What the task asks
Without including any pictures, write out the listing below exactly.

◆ ◆ ◆ ◆ ◆ ◆ ◆

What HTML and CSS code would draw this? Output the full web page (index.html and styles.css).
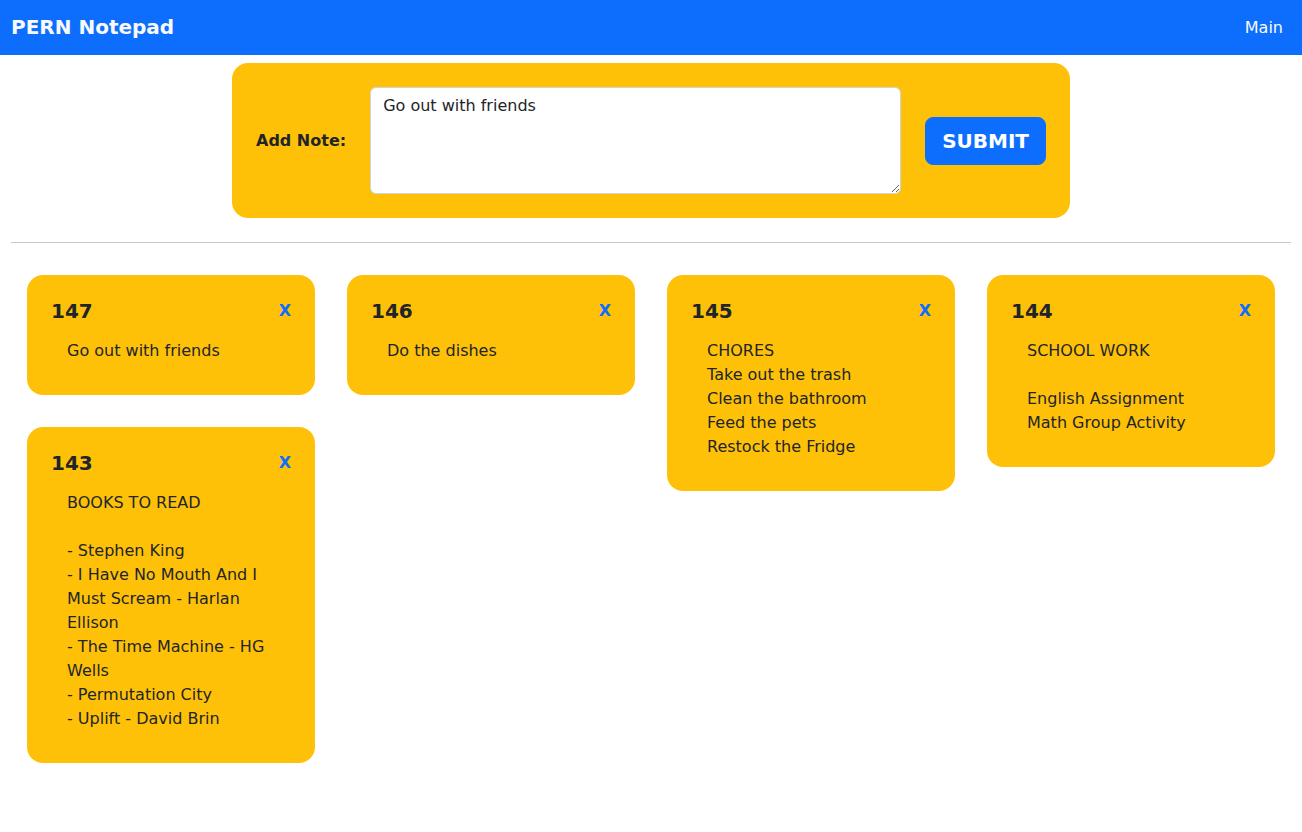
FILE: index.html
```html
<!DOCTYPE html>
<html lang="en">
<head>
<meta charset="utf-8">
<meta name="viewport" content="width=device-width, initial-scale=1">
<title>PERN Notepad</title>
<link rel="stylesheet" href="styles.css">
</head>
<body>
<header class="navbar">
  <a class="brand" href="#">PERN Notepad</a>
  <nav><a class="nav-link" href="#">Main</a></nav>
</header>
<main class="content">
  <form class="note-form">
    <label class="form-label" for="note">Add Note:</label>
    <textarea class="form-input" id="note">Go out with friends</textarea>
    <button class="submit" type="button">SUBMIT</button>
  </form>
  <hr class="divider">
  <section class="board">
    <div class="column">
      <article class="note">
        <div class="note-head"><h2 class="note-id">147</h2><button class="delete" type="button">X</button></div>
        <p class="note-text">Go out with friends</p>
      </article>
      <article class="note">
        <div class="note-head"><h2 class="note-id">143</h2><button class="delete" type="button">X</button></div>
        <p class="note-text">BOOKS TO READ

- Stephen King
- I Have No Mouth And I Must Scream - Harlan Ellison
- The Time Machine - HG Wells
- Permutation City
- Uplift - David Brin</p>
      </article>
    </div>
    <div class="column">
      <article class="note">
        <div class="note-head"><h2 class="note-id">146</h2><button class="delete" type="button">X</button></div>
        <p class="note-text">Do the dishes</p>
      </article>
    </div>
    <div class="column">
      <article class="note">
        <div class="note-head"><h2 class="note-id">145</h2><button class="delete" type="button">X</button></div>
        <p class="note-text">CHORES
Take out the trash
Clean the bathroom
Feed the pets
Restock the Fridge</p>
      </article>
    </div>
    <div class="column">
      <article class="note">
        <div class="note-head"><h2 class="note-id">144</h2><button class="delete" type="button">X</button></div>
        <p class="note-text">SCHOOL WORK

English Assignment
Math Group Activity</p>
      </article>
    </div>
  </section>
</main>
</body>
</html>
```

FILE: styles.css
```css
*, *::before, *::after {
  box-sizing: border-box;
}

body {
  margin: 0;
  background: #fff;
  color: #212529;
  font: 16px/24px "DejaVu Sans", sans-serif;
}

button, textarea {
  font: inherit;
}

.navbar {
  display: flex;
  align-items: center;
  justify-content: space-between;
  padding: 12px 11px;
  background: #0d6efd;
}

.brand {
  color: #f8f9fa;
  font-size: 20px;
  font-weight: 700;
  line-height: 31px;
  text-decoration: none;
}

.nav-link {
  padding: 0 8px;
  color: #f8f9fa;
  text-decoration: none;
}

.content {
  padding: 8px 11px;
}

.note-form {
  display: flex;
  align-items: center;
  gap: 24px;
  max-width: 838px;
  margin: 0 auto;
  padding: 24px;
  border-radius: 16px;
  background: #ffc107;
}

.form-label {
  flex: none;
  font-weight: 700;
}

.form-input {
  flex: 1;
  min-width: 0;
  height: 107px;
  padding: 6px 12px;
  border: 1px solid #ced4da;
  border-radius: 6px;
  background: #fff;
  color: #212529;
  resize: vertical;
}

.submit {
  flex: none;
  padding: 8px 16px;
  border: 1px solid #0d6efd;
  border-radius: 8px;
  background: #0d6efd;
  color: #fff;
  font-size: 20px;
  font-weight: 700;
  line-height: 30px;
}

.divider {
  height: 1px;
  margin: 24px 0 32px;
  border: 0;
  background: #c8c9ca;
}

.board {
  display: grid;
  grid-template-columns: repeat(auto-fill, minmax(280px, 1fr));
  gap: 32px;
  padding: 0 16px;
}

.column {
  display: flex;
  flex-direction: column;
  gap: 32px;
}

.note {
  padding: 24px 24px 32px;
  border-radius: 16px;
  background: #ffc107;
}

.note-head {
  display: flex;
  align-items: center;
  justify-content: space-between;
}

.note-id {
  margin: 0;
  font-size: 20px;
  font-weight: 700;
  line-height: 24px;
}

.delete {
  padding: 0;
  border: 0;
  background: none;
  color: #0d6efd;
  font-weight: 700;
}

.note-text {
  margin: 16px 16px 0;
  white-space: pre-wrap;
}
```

◆ ◆ ◆ ◆ ◆ ◆ ◆

Task answer
What HTML and CSS code would draw this? Output the full web page (index.html and styles.css).
FILE: index.html
```html
<!DOCTYPE html>
<html lang="en">
<head>
<meta charset="utf-8">
<meta name="viewport" content="width=device-width, initial-scale=1">
<title>PERN Notepad</title>
<link rel="stylesheet" href="styles.css">
</head>
<body>
<header class="navbar">
  <a class="brand" href="#">PERN Notepad</a>
  <nav><a class="nav-link" href="#">Main</a></nav>
</header>
<main class="content">
  <form class="note-form">
    <label class="form-label" for="note">Add Note:</label>
    <textarea class="form-input" id="note">Go out with friends</textarea>
    <button class="submit" type="button">SUBMIT</button>
  </form>
  <hr class="divider">
  <section class="board">
    <div class="column">
      <article class="note">
        <div class="note-head"><h2 class="note-id">147</h2><button class="delete" type="button">X</button></div>
        <p class="note-text">Go out with friends</p>
      </article>
      <article class="note">
        <div class="note-head"><h2 class="note-id">143</h2><button class="delete" type="button">X</button></div>
        <p class="note-text">BOOKS TO READ

- Stephen King
- I Have No Mouth And I Must Scream - Harlan Ellison
- The Time Machine - HG Wells
- Permutation City
- Uplift - David Brin</p>
      </article>
    </div>
    <div class="column">
      <article class="note">
        <div class="note-head"><h2 class="note-id">146</h2><button class="delete" type="button">X</button></div>
        <p class="note-text">Do the dishes</p>
      </article>
    </div>
    <div class="column">
      <article class="note">
        <div class="note-head"><h2 class="note-id">145</h2><button class="delete" type="button">X</button></div>
        <p class="note-text">CHORES
Take out the trash
Clean the bathroom
Feed the pets
Restock the Fridge</p>
      </article>
    </div>
    <div class="column">
      <article class="note">
        <div class="note-head"><h2 class="note-id">144</h2><button class="delete" type="button">X</button></div>
        <p class="note-text">SCHOOL WORK

English Assignment
Math Group Activity</p>
      </article>
    </div>
  </section>
</main>
</body>
</html>
```

FILE: styles.css
```css
*, *::before, *::after {
  box-sizing: border-box;
}

body {
  margin: 0;
  background: #fff;
  color: #212529;
  font: 16px/24px "DejaVu Sans", sans-serif;
}

button, textarea {
  font: inherit;
}

.navbar {
  display: flex;
  align-items: center;
  justify-content: space-between;
  padding: 12px 11px;
  background: #0d6efd;
}

.brand {
  color: #f8f9fa;
  font-size: 20px;
  font-weight: 700;
  line-height: 31px;
  text-decoration: none;
}

.nav-link {
  padding: 0 8px;
  color: #f8f9fa;
  text-decoration: none;
}

.content {
  padding: 8px 11px;
}

.note-form {
  display: flex;
  align-items: center;
  gap: 24px;
  max-width: 838px;
  margin: 0 auto;
  padding: 24px;
  border-radius: 16px;
  background: #ffc107;
}

.form-label {
  flex: none;
  font-weight: 700;
}

.form-input {
  flex: 1;
  min-width: 0;
  height: 107px;
  padding: 6px 12px;
  border: 1px solid #ced4da;
  border-radius: 6px;
  background: #fff;
  color: #212529;
  resize: vertical;
}

.submit {
  flex: none;
  padding: 8px 16px;
  border: 1px solid #0d6efd;
  border-radius: 8px;
  background: #0d6efd;
  color: #fff;
  font-size: 20px;
  font-weight: 700;
  line-height: 30px;
}

.divider {
  height: 1px;
  margin: 24px 0 32px;
  border: 0;
  background: #c8c9ca;
}

.board {
  display: grid;
  grid-template-columns: repeat(auto-fill, minmax(280px, 1fr));
  gap: 32px;
  padding: 0 16px;
}

.column {
  display: flex;
  flex-direction: column;
  gap: 32px;
}

.note {
  padding: 24px 24px 32px;
  border-radius: 16px;
  background: #ffc107;
}

.note-head {
  display: flex;
  align-items: center;
  justify-content: space-between;
}

.note-id {
  margin: 0;
  font-size: 20px;
  font-weight: 700;
  line-height: 24px;
}

.delete {
  padding: 0;
  border: 0;
  background: none;
  color: #0d6efd;
  font-weight: 700;
}

.note-text {
  margin: 16px 16px 0;
  white-space: pre-wrap;
}
```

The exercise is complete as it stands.